With respect to Proposal 1, election of directors, each nominee received at least a plurality of the votes cast.

Anders Tomson

Executives
#7

Therefore, each nominee named in the proxy statement has been duly elected.

Kathleen E. Cook

Executives
#8

With respect to Proposal 2, the approval of the compensation of the named executive officers, also known as Say-On-Pay and Proposal 3, the ratification of the appointment of Crowe LLP as the company's independent registered public accounting firm for the fiscal year 2026, both proposals have received a majority of the votes cast.

Anders Tomson

Executives
#9

Therefore, proposals 2 and 3 have been approved.

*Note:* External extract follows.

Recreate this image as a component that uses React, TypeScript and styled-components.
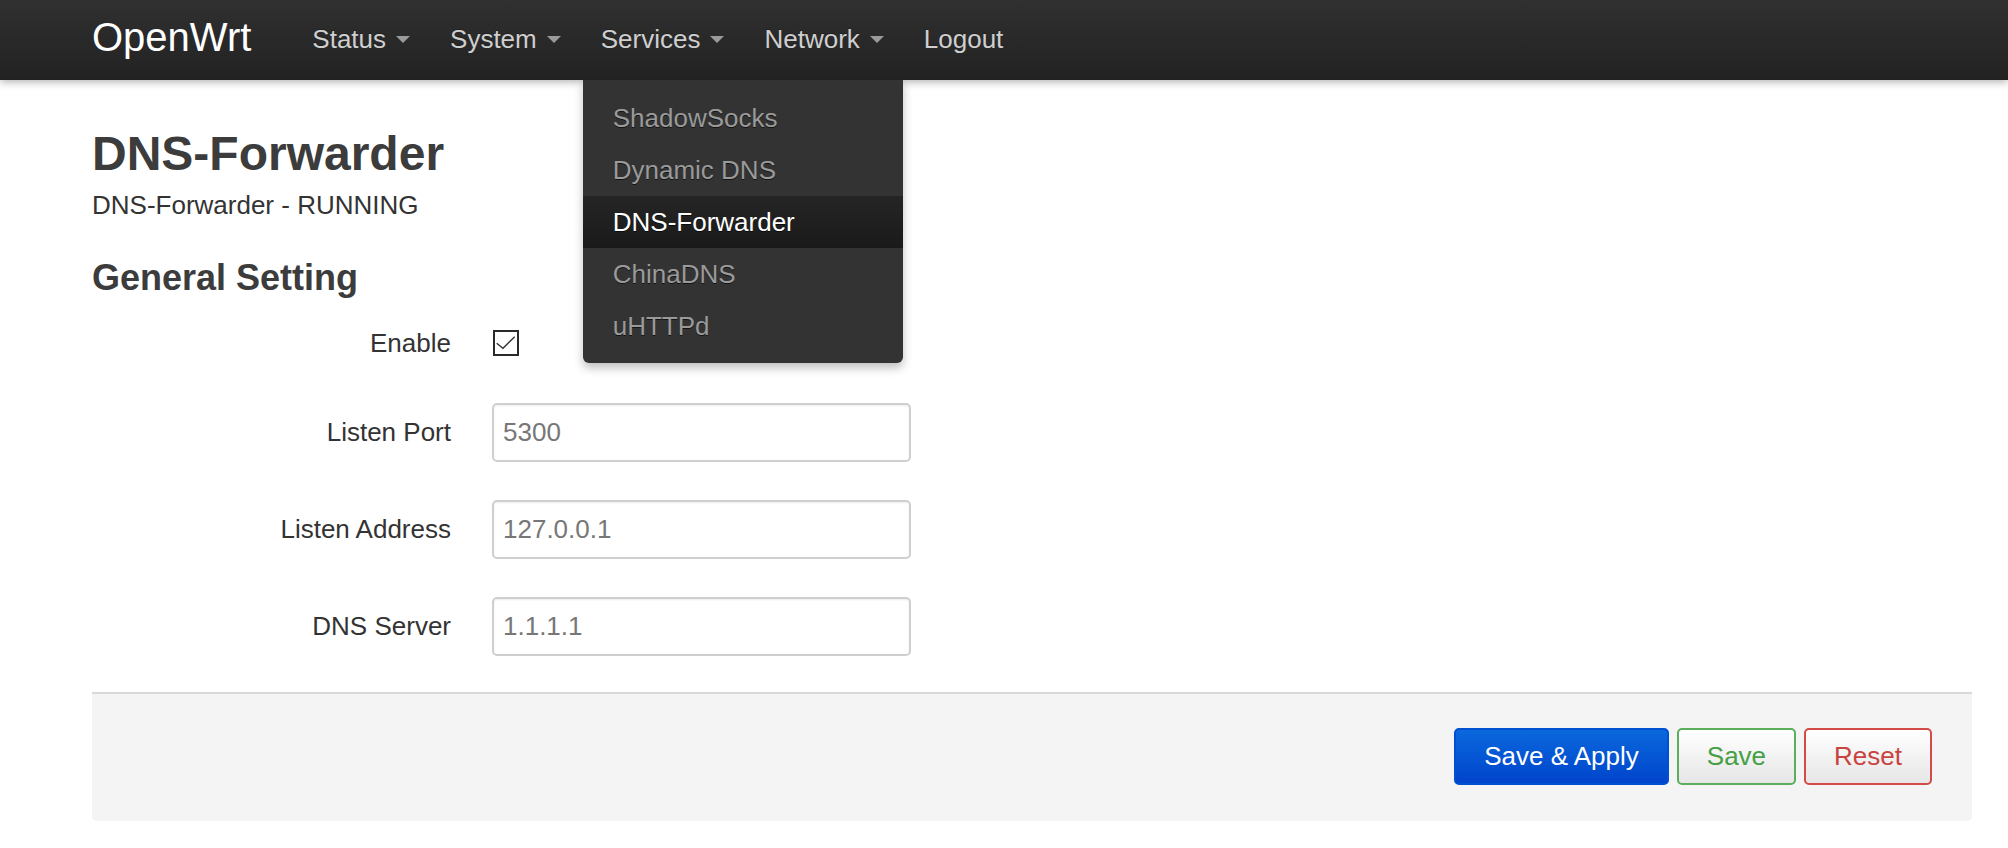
import React from "react";
import styled, { createGlobalStyle } from "styled-components";

const GlobalStyle = createGlobalStyle`
  * { box-sizing: border-box; }
  html, body { margin: 0; padding: 0; background: #fff; }
  body {
    font-family: "Liberation Sans", Arial, Helvetica, sans-serif;
    font-size: 26px;
    color: #333;
  }
`;

const Navbar = styled.header`
  position: relative;
  z-index: 10;
  height: 80px;
  display: flex;
  align-items: flex-start;
  padding-left: 92px;
  background: linear-gradient(to bottom, #303030, #222);
  box-shadow: 0 2px 8px rgba(0, 0, 0, 0.3);
`;

const Brand = styled.a`
  color: #fff;
  font-size: 40px;
  line-height: 74px;
  margin-right: 41px;
  text-decoration: none;
`;

const NavList = styled.nav`
  display: flex;
`;

const NavItem = styled.div`
  position: relative;
`;

const NavLink = styled.a`
  display: flex;
  align-items: center;
  height: 78px;
  padding: 0 20px;
  color: #cfcfcf;
  font-size: 26px;
  text-decoration: none;
  text-shadow: 0 -1px 0 rgba(0, 0, 0, 0.25);
`;

const Caret = styled.span`
  width: 0;
  height: 0;
  margin-left: 10px;
  border-left: 7px solid transparent;
  border-right: 7px solid transparent;
  border-top: 7px solid #9a9a9a;
`;

const Dropdown = styled.ul`
  position: absolute;
  top: 80px;
  left: 2px;
  width: 320px;
  margin: 0;
  padding: 12px 0 11px;
  list-style: none;
  background: #333;
  border-radius: 0 0 6px 6px;
  box-shadow: 0 5px 10px rgba(0, 0, 0, 0.25);
`;

const DropItem = styled.li<{ $active?: boolean }>`
  height: 52px;
  line-height: 52px;
  padding-left: 30px;
  font-size: 26px;
  white-space: nowrap;
  color: ${(p) => (p.$active ? "#fff" : "#9a9a9a")};
  background: ${(p) =>
    p.$active ? "linear-gradient(to bottom, #252525, #1a1a1a)" : "transparent"};
  text-shadow: 0 1px 0 rgba(0, 0, 0, 0.6);
`;

const Main = styled.main`
  padding: 46px 36px 27px 92px;
`;

const Title = styled.h2`
  margin: 0;
  font-size: 48px;
  line-height: 56px;
  font-weight: bold;
  color: #3c3c3c;
`;

const Subtitle = styled.div`
  margin-top: 7px;
  font-size: 26px;
  line-height: 32px;
  color: #333;
`;

const SectionTitle = styled.h3`
  margin: 36px 0 0;
  font-size: 36px;
  line-height: 42px;
  font-weight: bold;
  color: #3c3c3c;
`;

const Fields = styled.div`
  margin-top: 22px;
  display: flex;
  flex-direction: column;
  gap: 38px;
`;

const Row = styled.div<{ $h: number }>`
  display: flex;
  align-items: center;
  height: ${(p) => p.$h}px;
`;

const Label = styled.label`
  width: 359px;
  margin-right: 41px;
  text-align: right;
  color: #333;
`;

const CheckBox = styled.span`
  width: 26px;
  height: 26px;
  margin-left: 1px;
  border: 2px solid #2a2a2a;
  display: flex;
  align-items: center;
  justify-content: center;
`;

const TextInput = styled.input`
  width: 419px;
  height: 59px;
  padding: 0 9px;
  border: 2px solid #cfcfcf;
  border-radius: 5px;
  font-family: inherit;
  font-size: 26px;
  color: #777;
  background: #fff;
  box-shadow: inset 0 1px 2px rgba(0, 0, 0, 0.08);
  outline: none;
`;

const Actions = styled.div`
  margin-top: 36px;
  display: flex;
  justify-content: flex-end;
  gap: 8px;
  padding: 34px 40px 36px;
  background: #f4f4f4;
  border-top: 2px solid #d8d8d8;
  border-radius: 0 0 5px 5px;
`;

type Variant = "primary" | "save" | "reset";

const buttonColors: Record<Variant, { border: string; color: string; bg: string }> = {
  primary: {
    border: "#0050d2",
    color: "#fff",
    bg: "linear-gradient(to bottom, #0a68dc, #0044cc)",
  },
  save: {
    border: "#5cad5c",
    color: "#45a045",
    bg: "linear-gradient(to bottom, #ffffff, #e6e6e6)",
  },
  reset: {
    border: "#d24b47",
    color: "#c9433f",
    bg: "linear-gradient(to bottom, #ffffff, #e6e6e6)",
  },
};

const Button = styled.button<{ $variant: Variant }>`
  height: 57px;
  padding: 0 28px;
  border-radius: 5px;
  border: 2px solid ${(p) => buttonColors[p.$variant].border};
  background: ${(p) => buttonColors[p.$variant].bg};
  color: ${(p) => buttonColors[p.$variant].color};
  font-family: inherit;
  font-size: 26px;
  cursor: pointer;
`;

const navItems = [
  { label: "Status", caret: true },
  { label: "System", caret: true },
  { label: "Services", caret: true, open: true },
  { label: "Network", caret: true },
  { label: "Logout", caret: false },
];

const servicesMenu = ["ShadowSocks", "Dynamic DNS", "DNS-Forwarder", "ChinaDNS", "uHTTPd"];

export default function App() {
  return (
    <>
      <GlobalStyle />
      <Navbar>
        <Brand href="#">OpenWrt</Brand>
        <NavList>
          {navItems.map((item) => (
            <NavItem key={item.label}>
              <NavLink href="#">
                {item.label}
                {item.caret && <Caret />}
              </NavLink>
              {item.open && (
                <Dropdown>
                  {servicesMenu.map((s) => (
                    <DropItem key={s} $active={s === "DNS-Forwarder"}>
                      {s}
                    </DropItem>
                  ))}
                </Dropdown>
              )}
            </NavItem>
          ))}
        </NavList>
      </Navbar>
      <Main>
        <Title>DNS-Forwarder</Title>
        <Subtitle>DNS-Forwarder - RUNNING</Subtitle>
        <SectionTitle>General Setting</SectionTitle>
        <Fields>
          <Row $h={44}>
            <Label>Enable</Label>
            <CheckBox>
              <svg width="22" height="22" viewBox="0 0 22 22">
                <polyline
                  points="1.7,11.3 8,16.3 19.7,4.7"
                  fill="none"
                  stroke="#333"
                  strokeWidth="1.4"
                />
              </svg>
            </CheckBox>
          </Row>
          <Row $h={59}>
            <Label>Listen Port</Label>
            <TextInput defaultValue="5300" />
          </Row>
          <Row $h={59}>
            <Label>Listen Address</Label>
            <TextInput defaultValue="127.0.0.1" />
          </Row>
          <Row $h={59}>
            <Label>DNS Server</Label>
            <TextInput defaultValue="1.1.1.1" />
          </Row>
        </Fields>
        <Actions>
          <Button $variant="primary">Save &amp; Apply</Button>
          <Button $variant="save">Save</Button>
          <Button $variant="reset">Reset</Button>
        </Actions>
      </Main>
    </>
  );
}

I will now entertain questions. Mr. Heffner? Have we received any questions pertaining to the matters of this meeting of shareholders?

Scott Heffner

Executives
#10

No questions have been posed at this time.

Anders Tomson

Executives
#11

With no questions presented at this time, the business of this meeting is now concluded. On behalf of the Board of Directors, the executive management team and our staff, thank you for your continued investment and confidence in our company. This Annual Meeting of Shareholders is now adjourned.